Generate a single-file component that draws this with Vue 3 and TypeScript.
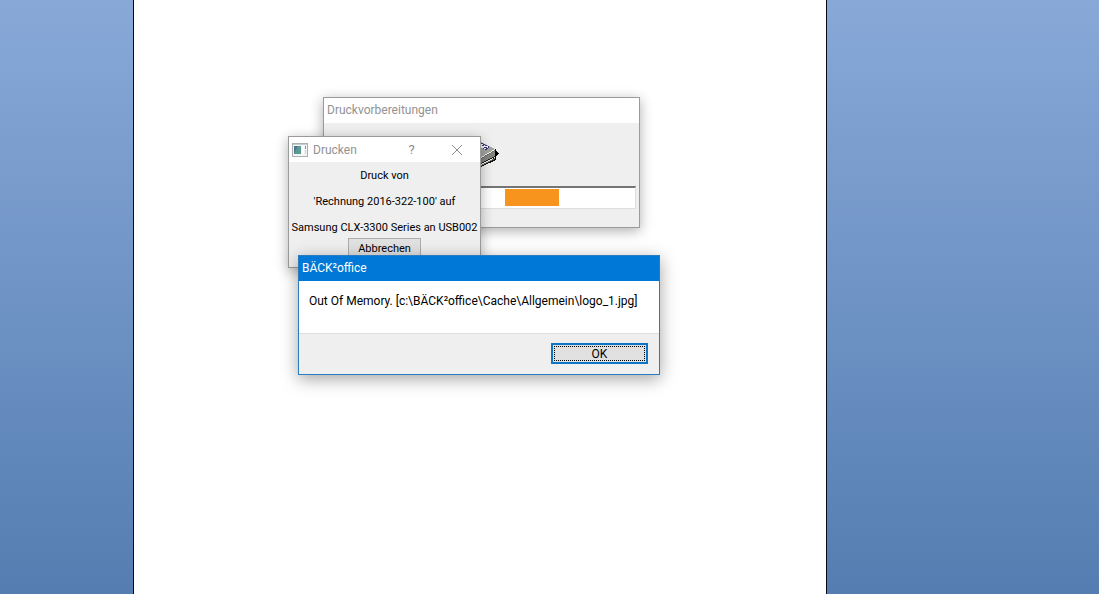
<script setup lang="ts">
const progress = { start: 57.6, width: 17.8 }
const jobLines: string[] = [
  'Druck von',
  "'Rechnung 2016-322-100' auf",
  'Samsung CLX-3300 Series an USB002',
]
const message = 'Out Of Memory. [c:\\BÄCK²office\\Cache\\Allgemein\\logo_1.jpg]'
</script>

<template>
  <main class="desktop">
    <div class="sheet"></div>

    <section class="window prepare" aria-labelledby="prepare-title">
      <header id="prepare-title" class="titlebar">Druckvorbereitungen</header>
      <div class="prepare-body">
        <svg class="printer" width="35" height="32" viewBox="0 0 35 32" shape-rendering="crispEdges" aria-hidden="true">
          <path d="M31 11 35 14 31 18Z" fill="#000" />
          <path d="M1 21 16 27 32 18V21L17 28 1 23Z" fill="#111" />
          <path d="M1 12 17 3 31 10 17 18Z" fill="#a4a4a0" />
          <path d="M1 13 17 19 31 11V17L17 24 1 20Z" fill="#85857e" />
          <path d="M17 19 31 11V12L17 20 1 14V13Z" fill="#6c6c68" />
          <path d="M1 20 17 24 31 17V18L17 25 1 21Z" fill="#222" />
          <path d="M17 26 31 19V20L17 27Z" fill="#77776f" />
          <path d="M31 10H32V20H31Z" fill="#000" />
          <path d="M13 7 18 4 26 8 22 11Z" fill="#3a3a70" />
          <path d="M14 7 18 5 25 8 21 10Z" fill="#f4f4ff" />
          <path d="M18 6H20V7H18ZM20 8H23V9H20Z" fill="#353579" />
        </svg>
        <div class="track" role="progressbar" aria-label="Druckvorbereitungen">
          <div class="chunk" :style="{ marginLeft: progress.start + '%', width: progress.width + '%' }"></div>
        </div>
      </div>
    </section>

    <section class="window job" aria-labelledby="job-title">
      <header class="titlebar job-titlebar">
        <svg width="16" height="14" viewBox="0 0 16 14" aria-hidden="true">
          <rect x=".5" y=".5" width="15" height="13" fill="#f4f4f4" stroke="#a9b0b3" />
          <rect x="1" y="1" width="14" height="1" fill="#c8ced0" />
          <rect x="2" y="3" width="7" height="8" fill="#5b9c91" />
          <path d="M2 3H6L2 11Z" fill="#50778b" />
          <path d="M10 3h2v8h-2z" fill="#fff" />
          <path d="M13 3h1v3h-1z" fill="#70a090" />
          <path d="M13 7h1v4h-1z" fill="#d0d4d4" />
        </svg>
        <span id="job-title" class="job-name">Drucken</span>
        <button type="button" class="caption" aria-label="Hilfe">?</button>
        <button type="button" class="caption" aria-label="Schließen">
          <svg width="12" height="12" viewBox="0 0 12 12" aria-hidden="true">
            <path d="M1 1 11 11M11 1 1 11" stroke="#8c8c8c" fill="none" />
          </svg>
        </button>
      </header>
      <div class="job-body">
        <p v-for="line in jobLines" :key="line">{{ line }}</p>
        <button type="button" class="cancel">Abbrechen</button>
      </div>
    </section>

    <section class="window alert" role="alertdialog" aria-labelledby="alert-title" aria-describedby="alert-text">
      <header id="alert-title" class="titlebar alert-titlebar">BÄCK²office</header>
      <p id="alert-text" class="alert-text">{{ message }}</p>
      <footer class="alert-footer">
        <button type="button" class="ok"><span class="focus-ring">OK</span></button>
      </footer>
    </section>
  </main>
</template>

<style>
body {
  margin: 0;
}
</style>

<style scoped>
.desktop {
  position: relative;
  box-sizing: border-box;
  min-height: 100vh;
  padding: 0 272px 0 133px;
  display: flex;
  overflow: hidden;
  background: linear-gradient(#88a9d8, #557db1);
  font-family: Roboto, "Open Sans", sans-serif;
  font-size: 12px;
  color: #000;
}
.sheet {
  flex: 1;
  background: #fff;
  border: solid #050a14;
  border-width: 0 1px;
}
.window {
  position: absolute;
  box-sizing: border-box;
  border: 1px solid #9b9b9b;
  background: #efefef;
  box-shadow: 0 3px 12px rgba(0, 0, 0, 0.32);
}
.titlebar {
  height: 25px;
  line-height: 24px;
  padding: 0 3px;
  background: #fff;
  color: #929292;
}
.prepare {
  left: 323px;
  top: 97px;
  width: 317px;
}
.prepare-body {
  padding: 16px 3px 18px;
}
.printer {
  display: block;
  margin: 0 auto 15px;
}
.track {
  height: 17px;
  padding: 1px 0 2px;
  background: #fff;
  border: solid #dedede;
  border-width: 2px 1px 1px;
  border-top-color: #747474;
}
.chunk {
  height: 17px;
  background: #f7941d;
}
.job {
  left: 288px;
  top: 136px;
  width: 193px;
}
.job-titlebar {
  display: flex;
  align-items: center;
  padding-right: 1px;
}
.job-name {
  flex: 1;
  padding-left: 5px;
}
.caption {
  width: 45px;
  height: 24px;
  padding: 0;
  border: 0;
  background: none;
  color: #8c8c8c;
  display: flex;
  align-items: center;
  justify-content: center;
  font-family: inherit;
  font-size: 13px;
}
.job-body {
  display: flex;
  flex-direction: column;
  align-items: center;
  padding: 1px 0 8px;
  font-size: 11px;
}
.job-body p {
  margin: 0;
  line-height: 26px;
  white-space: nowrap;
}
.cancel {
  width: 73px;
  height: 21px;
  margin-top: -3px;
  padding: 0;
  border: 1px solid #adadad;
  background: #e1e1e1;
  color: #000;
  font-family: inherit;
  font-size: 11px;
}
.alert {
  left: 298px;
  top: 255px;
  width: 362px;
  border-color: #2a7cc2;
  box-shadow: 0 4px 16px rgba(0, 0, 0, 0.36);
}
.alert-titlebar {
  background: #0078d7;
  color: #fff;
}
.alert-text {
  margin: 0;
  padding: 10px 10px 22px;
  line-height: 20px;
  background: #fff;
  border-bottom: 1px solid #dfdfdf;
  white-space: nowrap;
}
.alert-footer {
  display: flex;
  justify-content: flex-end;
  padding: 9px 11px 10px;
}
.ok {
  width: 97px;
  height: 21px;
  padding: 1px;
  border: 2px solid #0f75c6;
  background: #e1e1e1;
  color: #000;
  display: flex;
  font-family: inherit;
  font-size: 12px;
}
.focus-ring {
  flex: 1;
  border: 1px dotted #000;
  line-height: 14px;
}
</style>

- _Task directions_
Reproduce the material above in full, exactly, with no images.

- _Solved problem_
Generate a single-file component that draws this with Vue 3 and TypeScript.
<script setup lang="ts">
const progress = { start: 57.6, width: 17.8 }
const jobLines: string[] = [
  'Druck von',
  "'Rechnung 2016-322-100' auf",
  'Samsung CLX-3300 Series an USB002',
]
const message = 'Out Of Memory. [c:\\BÄCK²office\\Cache\\Allgemein\\logo_1.jpg]'
</script>

<template>
  <main class="desktop">
    <div class="sheet"></div>

    <section class="window prepare" aria-labelledby="prepare-title">
      <header id="prepare-title" class="titlebar">Druckvorbereitungen</header>
      <div class="prepare-body">
        <svg class="printer" width="35" height="32" viewBox="0 0 35 32" shape-rendering="crispEdges" aria-hidden="true">
          <path d="M31 11 35 14 31 18Z" fill="#000" />
          <path d="M1 21 16 27 32 18V21L17 28 1 23Z" fill="#111" />
          <path d="M1 12 17 3 31 10 17 18Z" fill="#a4a4a0" />
          <path d="M1 13 17 19 31 11V17L17 24 1 20Z" fill="#85857e" />
          <path d="M17 19 31 11V12L17 20 1 14V13Z" fill="#6c6c68" />
          <path d="M1 20 17 24 31 17V18L17 25 1 21Z" fill="#222" />
          <path d="M17 26 31 19V20L17 27Z" fill="#77776f" />
          <path d="M31 10H32V20H31Z" fill="#000" />
          <path d="M13 7 18 4 26 8 22 11Z" fill="#3a3a70" />
          <path d="M14 7 18 5 25 8 21 10Z" fill="#f4f4ff" />
          <path d="M18 6H20V7H18ZM20 8H23V9H20Z" fill="#353579" />
        </svg>
        <div class="track" role="progressbar" aria-label="Druckvorbereitungen">
          <div class="chunk" :style="{ marginLeft: progress.start + '%', width: progress.width + '%' }"></div>
        </div>
      </div>
    </section>

    <section class="window job" aria-labelledby="job-title">
      <header class="titlebar job-titlebar">
        <svg width="16" height="14" viewBox="0 0 16 14" aria-hidden="true">
          <rect x=".5" y=".5" width="15" height="13" fill="#f4f4f4" stroke="#a9b0b3" />
          <rect x="1" y="1" width="14" height="1" fill="#c8ced0" />
          <rect x="2" y="3" width="7" height="8" fill="#5b9c91" />
          <path d="M2 3H6L2 11Z" fill="#50778b" />
          <path d="M10 3h2v8h-2z" fill="#fff" />
          <path d="M13 3h1v3h-1z" fill="#70a090" />
          <path d="M13 7h1v4h-1z" fill="#d0d4d4" />
        </svg>
        <span id="job-title" class="job-name">Drucken</span>
        <button type="button" class="caption" aria-label="Hilfe">?</button>
        <button type="button" class="caption" aria-label="Schließen">
          <svg width="12" height="12" viewBox="0 0 12 12" aria-hidden="true">
            <path d="M1 1 11 11M11 1 1 11" stroke="#8c8c8c" fill="none" />
          </svg>
        </button>
      </header>
      <div class="job-body">
        <p v-for="line in jobLines" :key="line">{{ line }}</p>
        <button type="button" class="cancel">Abbrechen</button>
      </div>
    </section>

    <section class="window alert" role="alertdialog" aria-labelledby="alert-title" aria-describedby="alert-text">
      <header id="alert-title" class="titlebar alert-titlebar">BÄCK²office</header>
      <p id="alert-text" class="alert-text">{{ message }}</p>
      <footer class="alert-footer">
        <button type="button" class="ok"><span class="focus-ring">OK</span></button>
      </footer>
    </section>
  </main>
</template>

<style>
body {
  margin: 0;
}
</style>

<style scoped>
.desktop {
  position: relative;
  box-sizing: border-box;
  min-height: 100vh;
  padding: 0 272px 0 133px;
  display: flex;
  overflow: hidden;
  background: linear-gradient(#88a9d8, #557db1);
  font-family: Roboto, "Open Sans", sans-serif;
  font-size: 12px;
  color: #000;
}
.sheet {
  flex: 1;
  background: #fff;
  border: solid #050a14;
  border-width: 0 1px;
}
.window {
  position: absolute;
  box-sizing: border-box;
  border: 1px solid #9b9b9b;
  background: #efefef;
  box-shadow: 0 3px 12px rgba(0, 0, 0, 0.32);
}
.titlebar {
  height: 25px;
  line-height: 24px;
  padding: 0 3px;
  background: #fff;
  color: #929292;
}
.prepare {
  left: 323px;
  top: 97px;
  width: 317px;
}
.prepare-body {
  padding: 16px 3px 18px;
}
.printer {
  display: block;
  margin: 0 auto 15px;
}
.track {
  height: 17px;
  padding: 1px 0 2px;
  background: #fff;
  border: solid #dedede;
  border-width: 2px 1px 1px;
  border-top-color: #747474;
}
.chunk {
  height: 17px;
  background: #f7941d;
}
.job {
  left: 288px;
  top: 136px;
  width: 193px;
}
.job-titlebar {
  display: flex;
  align-items: center;
  padding-right: 1px;
}
.job-name {
  flex: 1;
  padding-left: 5px;
}
.caption {
  width: 45px;
  height: 24px;
  padding: 0;
  border: 0;
  background: none;
  color: #8c8c8c;
  display: flex;
  align-items: center;
  justify-content: center;
  font-family: inherit;
  font-size: 13px;
}
.job-body {
  display: flex;
  flex-direction: column;
  align-items: center;
  padding: 1px 0 8px;
  font-size: 11px;
}
.job-body p {
  margin: 0;
  line-height: 26px;
  white-space: nowrap;
}
.cancel {
  width: 73px;
  height: 21px;
  margin-top: -3px;
  padding: 0;
  border: 1px solid #adadad;
  background: #e1e1e1;
  color: #000;
  font-family: inherit;
  font-size: 11px;
}
.alert {
  left: 298px;
  top: 255px;
  width: 362px;
  border-color: #2a7cc2;
  box-shadow: 0 4px 16px rgba(0, 0, 0, 0.36);
}
.alert-titlebar {
  background: #0078d7;
  color: #fff;
}
.alert-text {
  margin: 0;
  padding: 10px 10px 22px;
  line-height: 20px;
  background: #fff;
  border-bottom: 1px solid #dfdfdf;
  white-space: nowrap;
}
.alert-footer {
  display: flex;
  justify-content: flex-end;
  padding: 9px 11px 10px;
}
.ok {
  width: 97px;
  height: 21px;
  padding: 1px;
  border: 2px solid #0f75c6;
  background: #e1e1e1;
  color: #000;
  display: flex;
  font-family: inherit;
  font-size: 12px;
}
.focus-ring {
  flex: 1;
  border: 1px dotted #000;
  line-height: 14px;
}
</style>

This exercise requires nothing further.